**** AVAILABLE DATA

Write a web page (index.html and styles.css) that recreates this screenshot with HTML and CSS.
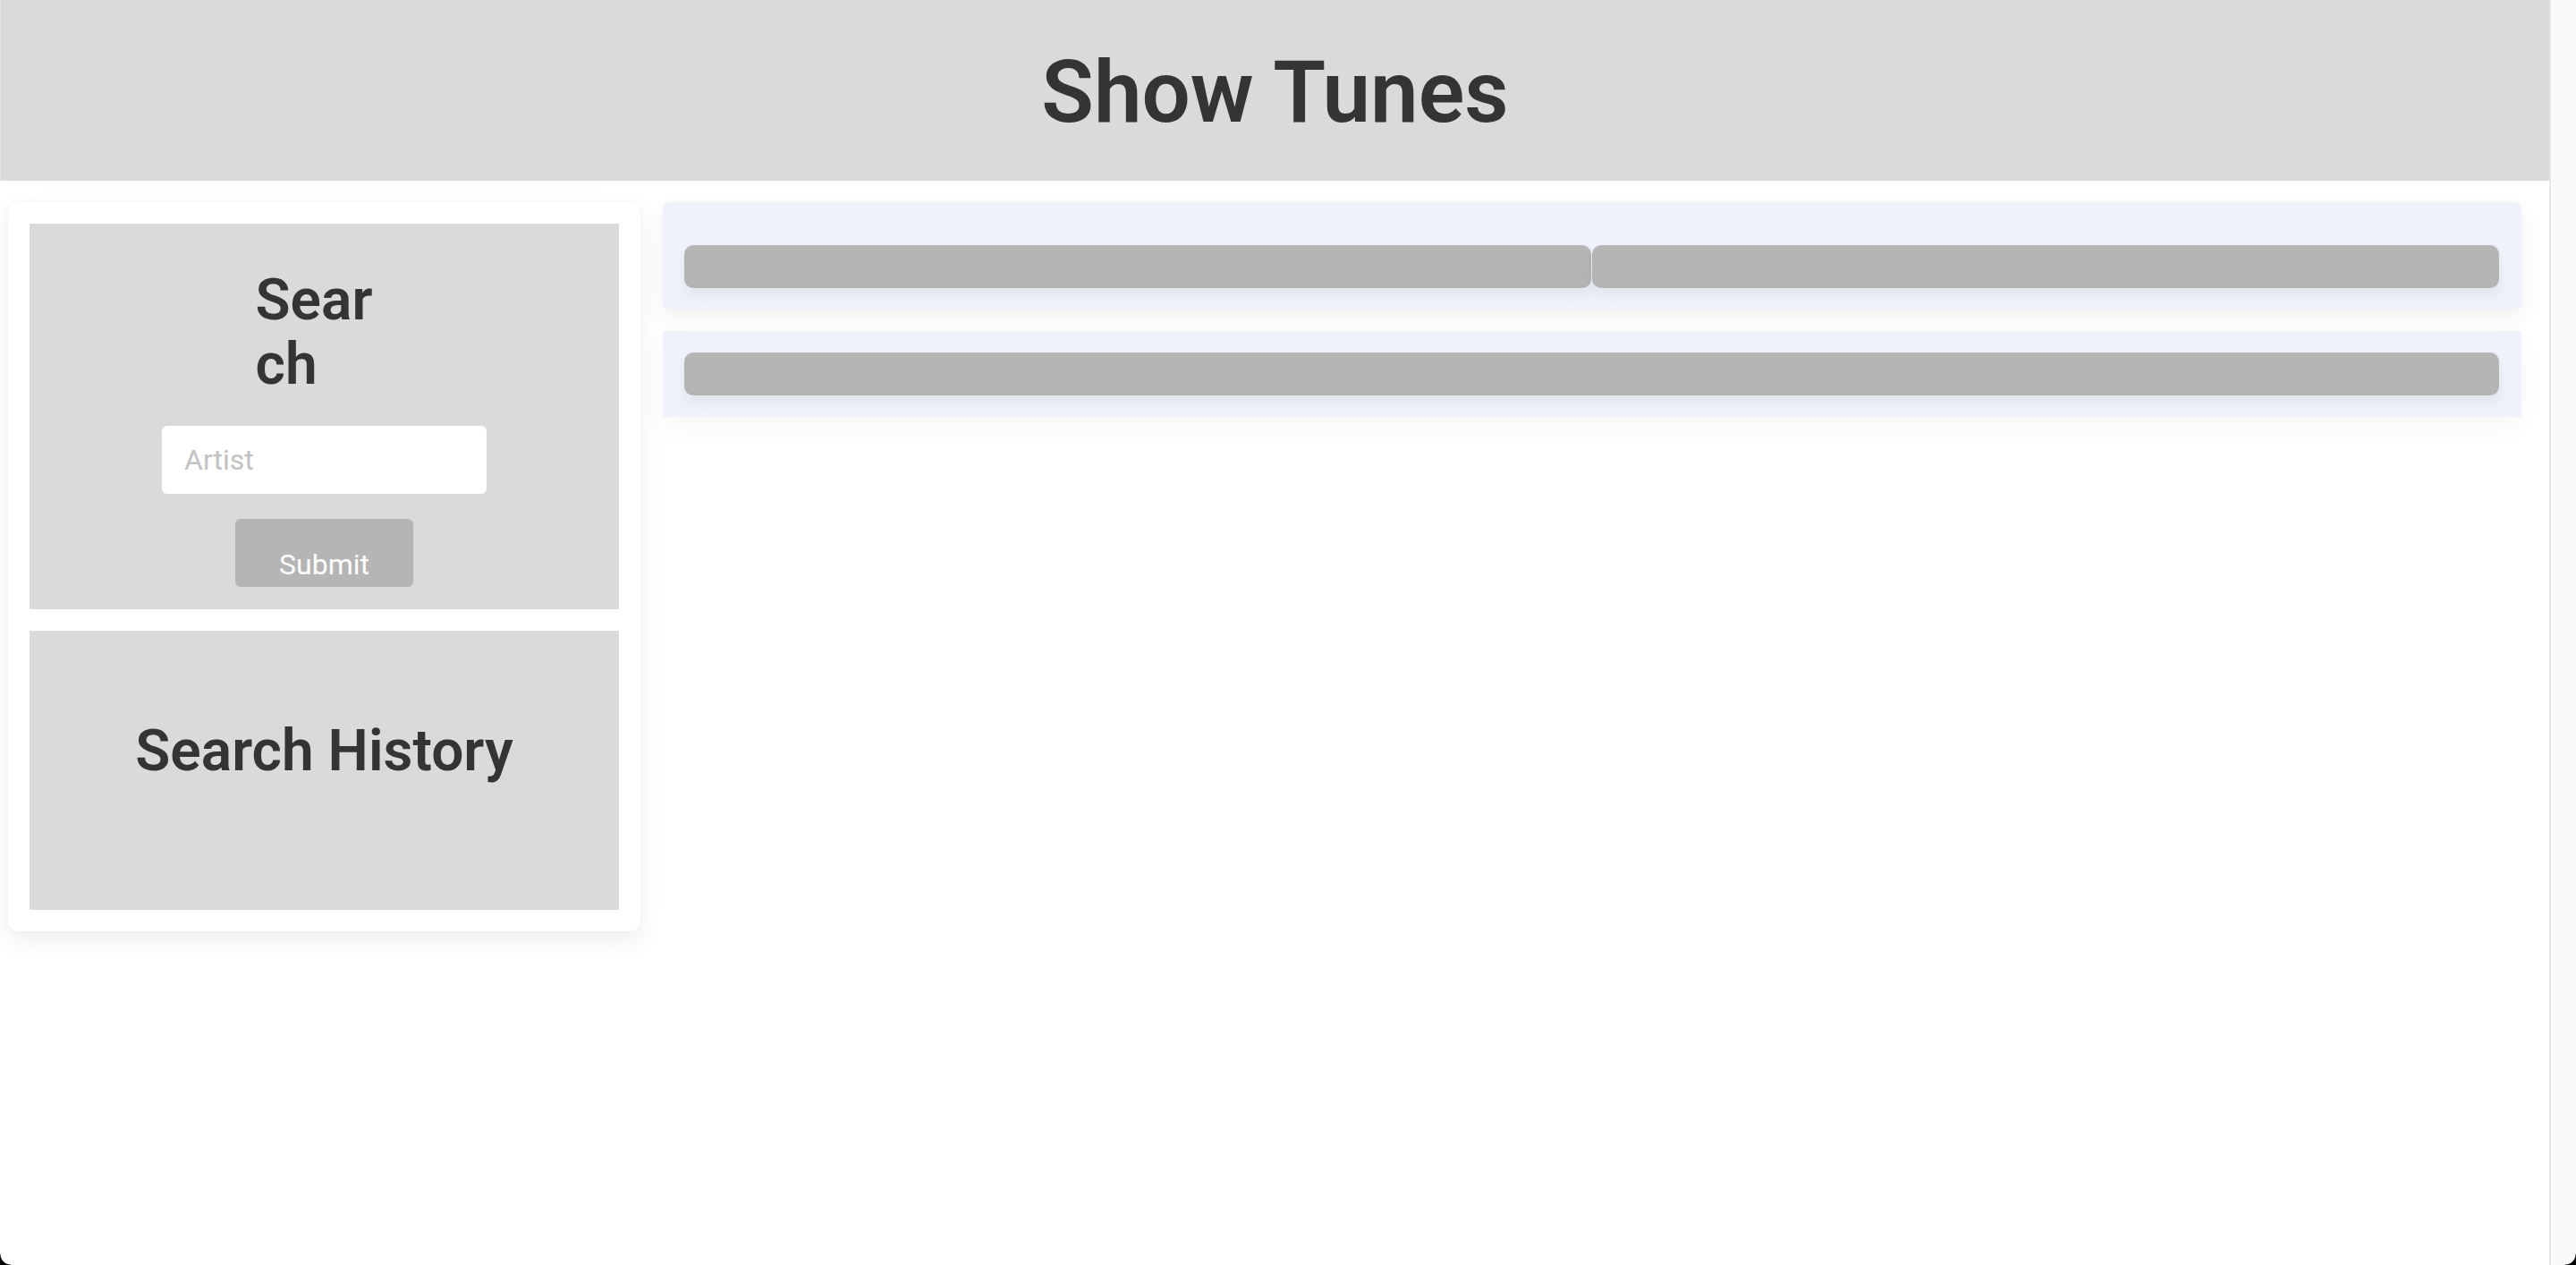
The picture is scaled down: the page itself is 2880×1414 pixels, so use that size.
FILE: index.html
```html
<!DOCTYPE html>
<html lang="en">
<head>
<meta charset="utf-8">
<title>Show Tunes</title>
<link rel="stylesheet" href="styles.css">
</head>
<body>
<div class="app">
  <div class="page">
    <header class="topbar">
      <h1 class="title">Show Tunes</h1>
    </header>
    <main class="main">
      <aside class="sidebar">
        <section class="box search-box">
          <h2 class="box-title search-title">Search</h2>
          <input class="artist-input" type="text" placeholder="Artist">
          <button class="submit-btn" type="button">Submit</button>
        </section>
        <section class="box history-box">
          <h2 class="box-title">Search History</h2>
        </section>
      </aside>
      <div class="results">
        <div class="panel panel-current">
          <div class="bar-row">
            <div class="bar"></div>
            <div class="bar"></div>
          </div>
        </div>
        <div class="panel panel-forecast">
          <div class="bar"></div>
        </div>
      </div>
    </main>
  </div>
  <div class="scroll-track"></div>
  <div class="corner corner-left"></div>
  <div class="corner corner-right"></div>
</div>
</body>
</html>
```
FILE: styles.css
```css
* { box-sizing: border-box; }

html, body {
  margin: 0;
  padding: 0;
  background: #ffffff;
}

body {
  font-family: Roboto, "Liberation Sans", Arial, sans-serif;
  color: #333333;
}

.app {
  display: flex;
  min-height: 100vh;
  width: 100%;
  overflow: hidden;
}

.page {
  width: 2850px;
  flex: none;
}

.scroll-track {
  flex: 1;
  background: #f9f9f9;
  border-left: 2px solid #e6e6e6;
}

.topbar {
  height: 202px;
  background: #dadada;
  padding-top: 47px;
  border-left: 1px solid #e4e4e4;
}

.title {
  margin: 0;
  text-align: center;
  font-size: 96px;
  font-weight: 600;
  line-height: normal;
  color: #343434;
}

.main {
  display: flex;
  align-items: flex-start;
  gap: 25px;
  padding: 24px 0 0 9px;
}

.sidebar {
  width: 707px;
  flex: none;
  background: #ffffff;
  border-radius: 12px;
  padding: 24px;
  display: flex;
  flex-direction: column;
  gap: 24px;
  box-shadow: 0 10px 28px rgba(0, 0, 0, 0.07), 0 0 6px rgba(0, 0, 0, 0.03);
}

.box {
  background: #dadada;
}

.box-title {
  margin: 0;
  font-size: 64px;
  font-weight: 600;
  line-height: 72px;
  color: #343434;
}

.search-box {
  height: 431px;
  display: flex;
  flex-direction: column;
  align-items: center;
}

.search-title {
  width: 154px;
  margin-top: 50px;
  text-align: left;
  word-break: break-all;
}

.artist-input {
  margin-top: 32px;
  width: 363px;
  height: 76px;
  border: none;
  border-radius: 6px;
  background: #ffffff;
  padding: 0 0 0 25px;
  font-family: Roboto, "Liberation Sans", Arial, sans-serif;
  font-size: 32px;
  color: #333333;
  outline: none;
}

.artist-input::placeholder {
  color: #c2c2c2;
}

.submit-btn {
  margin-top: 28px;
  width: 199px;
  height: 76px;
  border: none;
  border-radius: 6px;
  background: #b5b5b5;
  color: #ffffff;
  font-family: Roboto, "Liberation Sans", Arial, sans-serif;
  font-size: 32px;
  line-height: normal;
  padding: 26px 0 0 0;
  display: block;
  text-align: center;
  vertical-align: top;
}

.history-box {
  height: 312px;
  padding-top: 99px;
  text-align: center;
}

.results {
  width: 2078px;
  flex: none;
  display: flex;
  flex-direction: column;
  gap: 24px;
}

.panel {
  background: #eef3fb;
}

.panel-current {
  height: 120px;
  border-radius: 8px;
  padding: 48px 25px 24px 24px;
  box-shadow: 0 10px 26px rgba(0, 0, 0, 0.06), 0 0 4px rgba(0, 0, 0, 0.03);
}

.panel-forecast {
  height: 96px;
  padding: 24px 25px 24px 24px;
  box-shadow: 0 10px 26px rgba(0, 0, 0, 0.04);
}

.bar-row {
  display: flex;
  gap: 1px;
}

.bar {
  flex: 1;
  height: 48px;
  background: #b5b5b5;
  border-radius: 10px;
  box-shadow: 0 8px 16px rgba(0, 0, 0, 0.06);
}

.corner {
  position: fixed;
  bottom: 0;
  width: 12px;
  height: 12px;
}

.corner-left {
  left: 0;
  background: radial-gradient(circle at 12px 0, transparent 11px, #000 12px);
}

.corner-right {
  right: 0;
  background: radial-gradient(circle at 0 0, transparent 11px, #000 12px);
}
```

********

DIRECTIONS — Extract every line of the data exactly; pictures stay out.

PROBLEM SOLUTION —
Write a web page (index.html and styles.css) that recreates this screenshot with HTML and CSS.
The picture is scaled down: the page itself is 2880×1414 pixels, so use that size.
FILE: index.html
```html
<!DOCTYPE html>
<html lang="en">
<head>
<meta charset="utf-8">
<title>Show Tunes</title>
<link rel="stylesheet" href="styles.css">
</head>
<body>
<div class="app">
  <div class="page">
    <header class="topbar">
      <h1 class="title">Show Tunes</h1>
    </header>
    <main class="main">
      <aside class="sidebar">
        <section class="box search-box">
          <h2 class="box-title search-title">Search</h2>
          <input class="artist-input" type="text" placeholder="Artist">
          <button class="submit-btn" type="button">Submit</button>
        </section>
        <section class="box history-box">
          <h2 class="box-title">Search History</h2>
        </section>
      </aside>
      <div class="results">
        <div class="panel panel-current">
          <div class="bar-row">
            <div class="bar"></div>
            <div class="bar"></div>
          </div>
        </div>
        <div class="panel panel-forecast">
          <div class="bar"></div>
        </div>
      </div>
    </main>
  </div>
  <div class="scroll-track"></div>
  <div class="corner corner-left"></div>
  <div class="corner corner-right"></div>
</div>
</body>
</html>
```
FILE: styles.css
```css
* { box-sizing: border-box; }

html, body {
  margin: 0;
  padding: 0;
  background: #ffffff;
}

body {
  font-family: Roboto, "Liberation Sans", Arial, sans-serif;
  color: #333333;
}

.app {
  display: flex;
  min-height: 100vh;
  width: 100%;
  overflow: hidden;
}

.page {
  width: 2850px;
  flex: none;
}

.scroll-track {
  flex: 1;
  background: #f9f9f9;
  border-left: 2px solid #e6e6e6;
}

.topbar {
  height: 202px;
  background: #dadada;
  padding-top: 47px;
  border-left: 1px solid #e4e4e4;
}

.title {
  margin: 0;
  text-align: center;
  font-size: 96px;
  font-weight: 600;
  line-height: normal;
  color: #343434;
}

.main {
  display: flex;
  align-items: flex-start;
  gap: 25px;
  padding: 24px 0 0 9px;
}

.sidebar {
  width: 707px;
  flex: none;
  background: #ffffff;
  border-radius: 12px;
  padding: 24px;
  display: flex;
  flex-direction: column;
  gap: 24px;
  box-shadow: 0 10px 28px rgba(0, 0, 0, 0.07), 0 0 6px rgba(0, 0, 0, 0.03);
}

.box {
  background: #dadada;
}

.box-title {
  margin: 0;
  font-size: 64px;
  font-weight: 600;
  line-height: 72px;
  color: #343434;
}

.search-box {
  height: 431px;
  display: flex;
  flex-direction: column;
  align-items: center;
}

.search-title {
  width: 154px;
  margin-top: 50px;
  text-align: left;
  word-break: break-all;
}

.artist-input {
  margin-top: 32px;
  width: 363px;
  height: 76px;
  border: none;
  border-radius: 6px;
  background: #ffffff;
  padding: 0 0 0 25px;
  font-family: Roboto, "Liberation Sans", Arial, sans-serif;
  font-size: 32px;
  color: #333333;
  outline: none;
}

.artist-input::placeholder {
  color: #c2c2c2;
}

.submit-btn {
  margin-top: 28px;
  width: 199px;
  height: 76px;
  border: none;
  border-radius: 6px;
  background: #b5b5b5;
  color: #ffffff;
  font-family: Roboto, "Liberation Sans", Arial, sans-serif;
  font-size: 32px;
  line-height: normal;
  padding: 26px 0 0 0;
  display: block;
  text-align: center;
  vertical-align: top;
}

.history-box {
  height: 312px;
  padding-top: 99px;
  text-align: center;
}

.results {
  width: 2078px;
  flex: none;
  display: flex;
  flex-direction: column;
  gap: 24px;
}

.panel {
  background: #eef3fb;
}

.panel-current {
  height: 120px;
  border-radius: 8px;
  padding: 48px 25px 24px 24px;
  box-shadow: 0 10px 26px rgba(0, 0, 0, 0.06), 0 0 4px rgba(0, 0, 0, 0.03);
}

.panel-forecast {
  height: 96px;
  padding: 24px 25px 24px 24px;
  box-shadow: 0 10px 26px rgba(0, 0, 0, 0.04);
}

.bar-row {
  display: flex;
  gap: 1px;
}

.bar {
  flex: 1;
  height: 48px;
  background: #b5b5b5;
  border-radius: 10px;
  box-shadow: 0 8px 16px rgba(0, 0, 0, 0.06);
}

.corner {
  position: fixed;
  bottom: 0;
  width: 12px;
  height: 12px;
}

.corner-left {
  left: 0;
  background: radial-gradient(circle at 12px 0, transparent 11px, #000 12px);
}

.corner-right {
  right: 0;
  background: radial-gradient(circle at 0 0, transparent 11px, #000 12px);
}
```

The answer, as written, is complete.